» **What you have to do**: Exclude the pictures and return every line exactly as written.

═══ Data provided ═══

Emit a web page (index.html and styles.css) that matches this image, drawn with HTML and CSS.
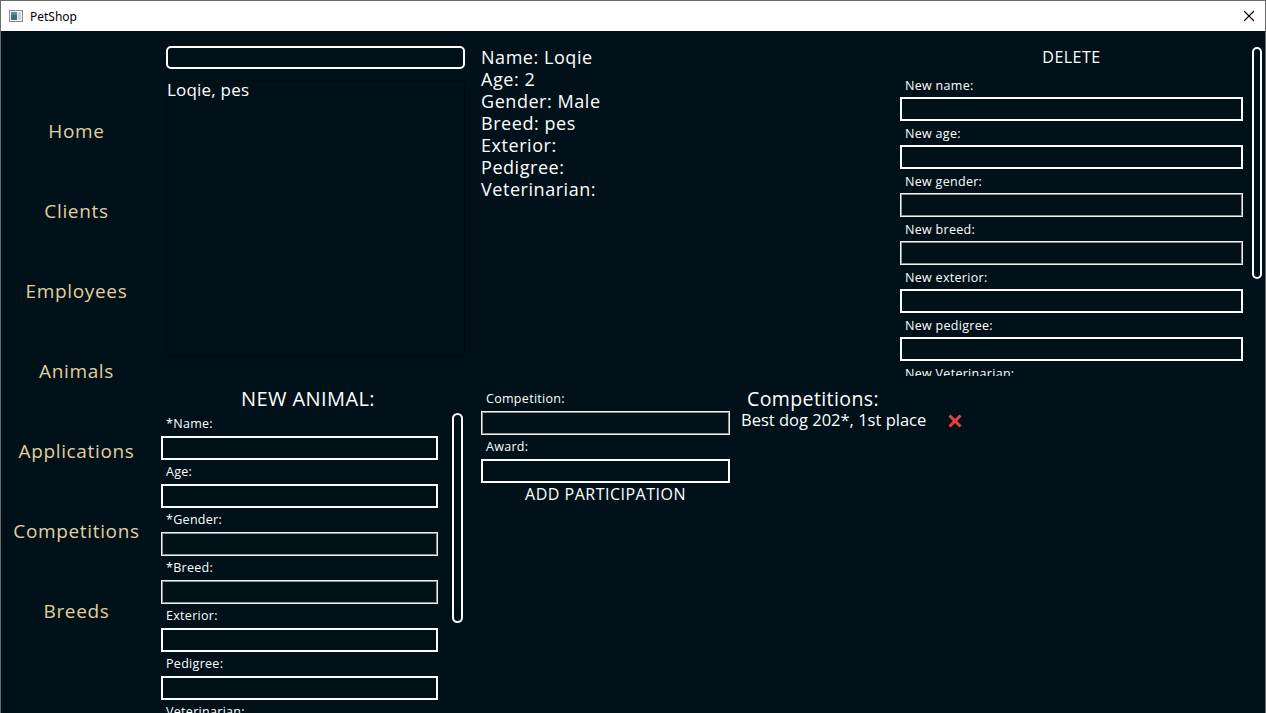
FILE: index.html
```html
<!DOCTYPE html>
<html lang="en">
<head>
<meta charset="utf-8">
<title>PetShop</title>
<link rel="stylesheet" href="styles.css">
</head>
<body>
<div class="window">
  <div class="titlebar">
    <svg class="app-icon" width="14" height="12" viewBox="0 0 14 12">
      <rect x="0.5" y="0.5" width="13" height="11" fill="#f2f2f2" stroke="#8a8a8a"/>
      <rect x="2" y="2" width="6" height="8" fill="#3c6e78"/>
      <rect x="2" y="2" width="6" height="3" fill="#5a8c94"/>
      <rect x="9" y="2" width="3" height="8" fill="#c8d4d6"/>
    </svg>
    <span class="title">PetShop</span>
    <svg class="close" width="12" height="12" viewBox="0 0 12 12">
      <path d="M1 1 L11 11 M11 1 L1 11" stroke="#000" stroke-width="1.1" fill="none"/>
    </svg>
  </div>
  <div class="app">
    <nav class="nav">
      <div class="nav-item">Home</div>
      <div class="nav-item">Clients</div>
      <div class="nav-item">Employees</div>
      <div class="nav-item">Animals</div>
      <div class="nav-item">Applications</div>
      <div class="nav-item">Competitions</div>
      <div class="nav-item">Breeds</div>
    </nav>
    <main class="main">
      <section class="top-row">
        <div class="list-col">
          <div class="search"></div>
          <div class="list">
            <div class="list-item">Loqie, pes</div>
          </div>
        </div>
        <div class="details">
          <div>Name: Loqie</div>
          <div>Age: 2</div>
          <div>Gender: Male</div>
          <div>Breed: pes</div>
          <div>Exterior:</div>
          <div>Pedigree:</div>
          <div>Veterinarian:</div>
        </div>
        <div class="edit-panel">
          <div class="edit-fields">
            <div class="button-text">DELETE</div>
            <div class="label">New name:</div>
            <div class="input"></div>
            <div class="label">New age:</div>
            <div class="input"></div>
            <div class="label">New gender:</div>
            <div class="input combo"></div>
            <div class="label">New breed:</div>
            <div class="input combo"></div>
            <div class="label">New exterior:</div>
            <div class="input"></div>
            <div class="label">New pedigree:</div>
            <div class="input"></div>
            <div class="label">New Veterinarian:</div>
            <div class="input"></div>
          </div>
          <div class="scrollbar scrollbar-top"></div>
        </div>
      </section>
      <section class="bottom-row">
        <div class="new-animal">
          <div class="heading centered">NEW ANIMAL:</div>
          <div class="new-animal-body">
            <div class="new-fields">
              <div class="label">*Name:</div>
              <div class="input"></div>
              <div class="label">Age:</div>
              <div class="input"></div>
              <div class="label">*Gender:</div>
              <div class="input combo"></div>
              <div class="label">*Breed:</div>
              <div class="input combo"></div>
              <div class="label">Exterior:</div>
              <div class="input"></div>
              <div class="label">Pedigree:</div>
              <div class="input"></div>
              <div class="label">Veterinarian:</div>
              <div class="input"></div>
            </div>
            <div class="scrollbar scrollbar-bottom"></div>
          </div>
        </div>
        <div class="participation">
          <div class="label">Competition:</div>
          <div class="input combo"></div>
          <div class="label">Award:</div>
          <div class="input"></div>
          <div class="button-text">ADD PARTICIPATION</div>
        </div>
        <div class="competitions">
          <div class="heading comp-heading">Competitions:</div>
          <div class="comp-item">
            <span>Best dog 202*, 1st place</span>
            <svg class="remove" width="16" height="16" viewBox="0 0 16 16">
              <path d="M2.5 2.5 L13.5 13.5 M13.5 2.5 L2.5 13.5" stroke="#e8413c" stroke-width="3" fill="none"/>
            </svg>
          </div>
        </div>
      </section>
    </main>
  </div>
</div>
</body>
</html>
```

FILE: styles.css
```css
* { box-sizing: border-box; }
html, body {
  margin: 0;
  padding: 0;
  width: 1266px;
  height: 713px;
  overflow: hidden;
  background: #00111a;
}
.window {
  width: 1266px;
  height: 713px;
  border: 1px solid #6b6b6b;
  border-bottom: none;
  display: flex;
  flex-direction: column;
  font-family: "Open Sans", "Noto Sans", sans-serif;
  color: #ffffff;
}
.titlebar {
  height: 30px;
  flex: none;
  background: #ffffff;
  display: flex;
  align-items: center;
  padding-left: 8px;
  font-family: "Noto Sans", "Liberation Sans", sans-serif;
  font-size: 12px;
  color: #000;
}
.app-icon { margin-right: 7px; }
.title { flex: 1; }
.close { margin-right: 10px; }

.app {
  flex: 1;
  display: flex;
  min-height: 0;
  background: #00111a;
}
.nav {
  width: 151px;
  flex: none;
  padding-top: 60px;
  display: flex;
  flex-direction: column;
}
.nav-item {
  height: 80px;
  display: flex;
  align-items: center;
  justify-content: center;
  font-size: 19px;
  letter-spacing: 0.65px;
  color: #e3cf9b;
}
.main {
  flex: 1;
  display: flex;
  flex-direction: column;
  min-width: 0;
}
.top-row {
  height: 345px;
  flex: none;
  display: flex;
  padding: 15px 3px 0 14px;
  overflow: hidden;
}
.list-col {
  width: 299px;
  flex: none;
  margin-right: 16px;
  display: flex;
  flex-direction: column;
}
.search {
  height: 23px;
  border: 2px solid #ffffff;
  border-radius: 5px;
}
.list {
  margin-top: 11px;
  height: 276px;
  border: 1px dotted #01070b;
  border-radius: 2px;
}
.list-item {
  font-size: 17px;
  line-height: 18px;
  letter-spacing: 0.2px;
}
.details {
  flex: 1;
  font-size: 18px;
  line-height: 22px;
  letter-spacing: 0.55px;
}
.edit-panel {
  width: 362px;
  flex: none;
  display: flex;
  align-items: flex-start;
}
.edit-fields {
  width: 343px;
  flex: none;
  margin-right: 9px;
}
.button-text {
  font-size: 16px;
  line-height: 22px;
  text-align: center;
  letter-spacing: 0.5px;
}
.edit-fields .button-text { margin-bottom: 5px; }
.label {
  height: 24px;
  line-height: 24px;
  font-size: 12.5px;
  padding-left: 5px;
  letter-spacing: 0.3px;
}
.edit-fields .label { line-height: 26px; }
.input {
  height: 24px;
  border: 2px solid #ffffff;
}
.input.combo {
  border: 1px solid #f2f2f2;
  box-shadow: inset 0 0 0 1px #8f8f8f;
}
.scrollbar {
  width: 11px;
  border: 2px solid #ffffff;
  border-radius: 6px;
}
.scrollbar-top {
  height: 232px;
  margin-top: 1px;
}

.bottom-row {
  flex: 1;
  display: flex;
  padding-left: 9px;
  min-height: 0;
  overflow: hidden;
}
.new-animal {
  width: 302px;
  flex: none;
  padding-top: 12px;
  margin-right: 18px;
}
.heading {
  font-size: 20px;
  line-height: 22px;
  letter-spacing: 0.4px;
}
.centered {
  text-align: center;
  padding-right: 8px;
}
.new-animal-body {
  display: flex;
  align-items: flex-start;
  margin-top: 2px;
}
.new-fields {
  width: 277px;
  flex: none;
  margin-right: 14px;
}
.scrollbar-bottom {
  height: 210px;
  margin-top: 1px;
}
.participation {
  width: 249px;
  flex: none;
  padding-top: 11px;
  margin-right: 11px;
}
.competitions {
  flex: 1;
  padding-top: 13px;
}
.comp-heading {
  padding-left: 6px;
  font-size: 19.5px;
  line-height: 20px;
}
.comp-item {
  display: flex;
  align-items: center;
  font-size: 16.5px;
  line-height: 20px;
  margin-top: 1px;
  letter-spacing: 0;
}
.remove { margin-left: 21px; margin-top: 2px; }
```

═══

» **Right answer**:
Emit a web page (index.html and styles.css) that matches this image, drawn with HTML and CSS.
FILE: index.html
```html
<!DOCTYPE html>
<html lang="en">
<head>
<meta charset="utf-8">
<title>PetShop</title>
<link rel="stylesheet" href="styles.css">
</head>
<body>
<div class="window">
  <div class="titlebar">
    <svg class="app-icon" width="14" height="12" viewBox="0 0 14 12">
      <rect x="0.5" y="0.5" width="13" height="11" fill="#f2f2f2" stroke="#8a8a8a"/>
      <rect x="2" y="2" width="6" height="8" fill="#3c6e78"/>
      <rect x="2" y="2" width="6" height="3" fill="#5a8c94"/>
      <rect x="9" y="2" width="3" height="8" fill="#c8d4d6"/>
    </svg>
    <span class="title">PetShop</span>
    <svg class="close" width="12" height="12" viewBox="0 0 12 12">
      <path d="M1 1 L11 11 M11 1 L1 11" stroke="#000" stroke-width="1.1" fill="none"/>
    </svg>
  </div>
  <div class="app">
    <nav class="nav">
      <div class="nav-item">Home</div>
      <div class="nav-item">Clients</div>
      <div class="nav-item">Employees</div>
      <div class="nav-item">Animals</div>
      <div class="nav-item">Applications</div>
      <div class="nav-item">Competitions</div>
      <div class="nav-item">Breeds</div>
    </nav>
    <main class="main">
      <section class="top-row">
        <div class="list-col">
          <div class="search"></div>
          <div class="list">
            <div class="list-item">Loqie, pes</div>
          </div>
        </div>
        <div class="details">
          <div>Name: Loqie</div>
          <div>Age: 2</div>
          <div>Gender: Male</div>
          <div>Breed: pes</div>
          <div>Exterior:</div>
          <div>Pedigree:</div>
          <div>Veterinarian:</div>
        </div>
        <div class="edit-panel">
          <div class="edit-fields">
            <div class="button-text">DELETE</div>
            <div class="label">New name:</div>
            <div class="input"></div>
            <div class="label">New age:</div>
            <div class="input"></div>
            <div class="label">New gender:</div>
            <div class="input combo"></div>
            <div class="label">New breed:</div>
            <div class="input combo"></div>
            <div class="label">New exterior:</div>
            <div class="input"></div>
            <div class="label">New pedigree:</div>
            <div class="input"></div>
            <div class="label">New Veterinarian:</div>
            <div class="input"></div>
          </div>
          <div class="scrollbar scrollbar-top"></div>
        </div>
      </section>
      <section class="bottom-row">
        <div class="new-animal">
          <div class="heading centered">NEW ANIMAL:</div>
          <div class="new-animal-body">
            <div class="new-fields">
              <div class="label">*Name:</div>
              <div class="input"></div>
              <div class="label">Age:</div>
              <div class="input"></div>
              <div class="label">*Gender:</div>
              <div class="input combo"></div>
              <div class="label">*Breed:</div>
              <div class="input combo"></div>
              <div class="label">Exterior:</div>
              <div class="input"></div>
              <div class="label">Pedigree:</div>
              <div class="input"></div>
              <div class="label">Veterinarian:</div>
              <div class="input"></div>
            </div>
            <div class="scrollbar scrollbar-bottom"></div>
          </div>
        </div>
        <div class="participation">
          <div class="label">Competition:</div>
          <div class="input combo"></div>
          <div class="label">Award:</div>
          <div class="input"></div>
          <div class="button-text">ADD PARTICIPATION</div>
        </div>
        <div class="competitions">
          <div class="heading comp-heading">Competitions:</div>
          <div class="comp-item">
            <span>Best dog 202*, 1st place</span>
            <svg class="remove" width="16" height="16" viewBox="0 0 16 16">
              <path d="M2.5 2.5 L13.5 13.5 M13.5 2.5 L2.5 13.5" stroke="#e8413c" stroke-width="3" fill="none"/>
            </svg>
          </div>
        </div>
      </section>
    </main>
  </div>
</div>
</body>
</html>
```

FILE: styles.css
```css
* { box-sizing: border-box; }
html, body {
  margin: 0;
  padding: 0;
  width: 1266px;
  height: 713px;
  overflow: hidden;
  background: #00111a;
}
.window {
  width: 1266px;
  height: 713px;
  border: 1px solid #6b6b6b;
  border-bottom: none;
  display: flex;
  flex-direction: column;
  font-family: "Open Sans", "Noto Sans", sans-serif;
  color: #ffffff;
}
.titlebar {
  height: 30px;
  flex: none;
  background: #ffffff;
  display: flex;
  align-items: center;
  padding-left: 8px;
  font-family: "Noto Sans", "Liberation Sans", sans-serif;
  font-size: 12px;
  color: #000;
}
.app-icon { margin-right: 7px; }
.title { flex: 1; }
.close { margin-right: 10px; }

.app {
  flex: 1;
  display: flex;
  min-height: 0;
  background: #00111a;
}
.nav {
  width: 151px;
  flex: none;
  padding-top: 60px;
  display: flex;
  flex-direction: column;
}
.nav-item {
  height: 80px;
  display: flex;
  align-items: center;
  justify-content: center;
  font-size: 19px;
  letter-spacing: 0.65px;
  color: #e3cf9b;
}
.main {
  flex: 1;
  display: flex;
  flex-direction: column;
  min-width: 0;
}
.top-row {
  height: 345px;
  flex: none;
  display: flex;
  padding: 15px 3px 0 14px;
  overflow: hidden;
}
.list-col {
  width: 299px;
  flex: none;
  margin-right: 16px;
  display: flex;
  flex-direction: column;
}
.search {
  height: 23px;
  border: 2px solid #ffffff;
  border-radius: 5px;
}
.list {
  margin-top: 11px;
  height: 276px;
  border: 1px dotted #01070b;
  border-radius: 2px;
}
.list-item {
  font-size: 17px;
  line-height: 18px;
  letter-spacing: 0.2px;
}
.details {
  flex: 1;
  font-size: 18px;
  line-height: 22px;
  letter-spacing: 0.55px;
}
.edit-panel {
  width: 362px;
  flex: none;
  display: flex;
  align-items: flex-start;
}
.edit-fields {
  width: 343px;
  flex: none;
  margin-right: 9px;
}
.button-text {
  font-size: 16px;
  line-height: 22px;
  text-align: center;
  letter-spacing: 0.5px;
}
.edit-fields .button-text { margin-bottom: 5px; }
.label {
  height: 24px;
  line-height: 24px;
  font-size: 12.5px;
  padding-left: 5px;
  letter-spacing: 0.3px;
}
.edit-fields .label { line-height: 26px; }
.input {
  height: 24px;
  border: 2px solid #ffffff;
}
.input.combo {
  border: 1px solid #f2f2f2;
  box-shadow: inset 0 0 0 1px #8f8f8f;
}
.scrollbar {
  width: 11px;
  border: 2px solid #ffffff;
  border-radius: 6px;
}
.scrollbar-top {
  height: 232px;
  margin-top: 1px;
}

.bottom-row {
  flex: 1;
  display: flex;
  padding-left: 9px;
  min-height: 0;
  overflow: hidden;
}
.new-animal {
  width: 302px;
  flex: none;
  padding-top: 12px;
  margin-right: 18px;
}
.heading {
  font-size: 20px;
  line-height: 22px;
  letter-spacing: 0.4px;
}
.centered {
  text-align: center;
  padding-right: 8px;
}
.new-animal-body {
  display: flex;
  align-items: flex-start;
  margin-top: 2px;
}
.new-fields {
  width: 277px;
  flex: none;
  margin-right: 14px;
}
.scrollbar-bottom {
  height: 210px;
  margin-top: 1px;
}
.participation {
  width: 249px;
  flex: none;
  padding-top: 11px;
  margin-right: 11px;
}
.competitions {
  flex: 1;
  padding-top: 13px;
}
.comp-heading {
  padding-left: 6px;
  font-size: 19.5px;
  line-height: 20px;
}
.comp-item {
  display: flex;
  align-items: center;
  font-size: 16.5px;
  line-height: 20px;
  margin-top: 1px;
  letter-spacing: 0;
}
.remove { margin-left: 21px; margin-top: 2px; }
```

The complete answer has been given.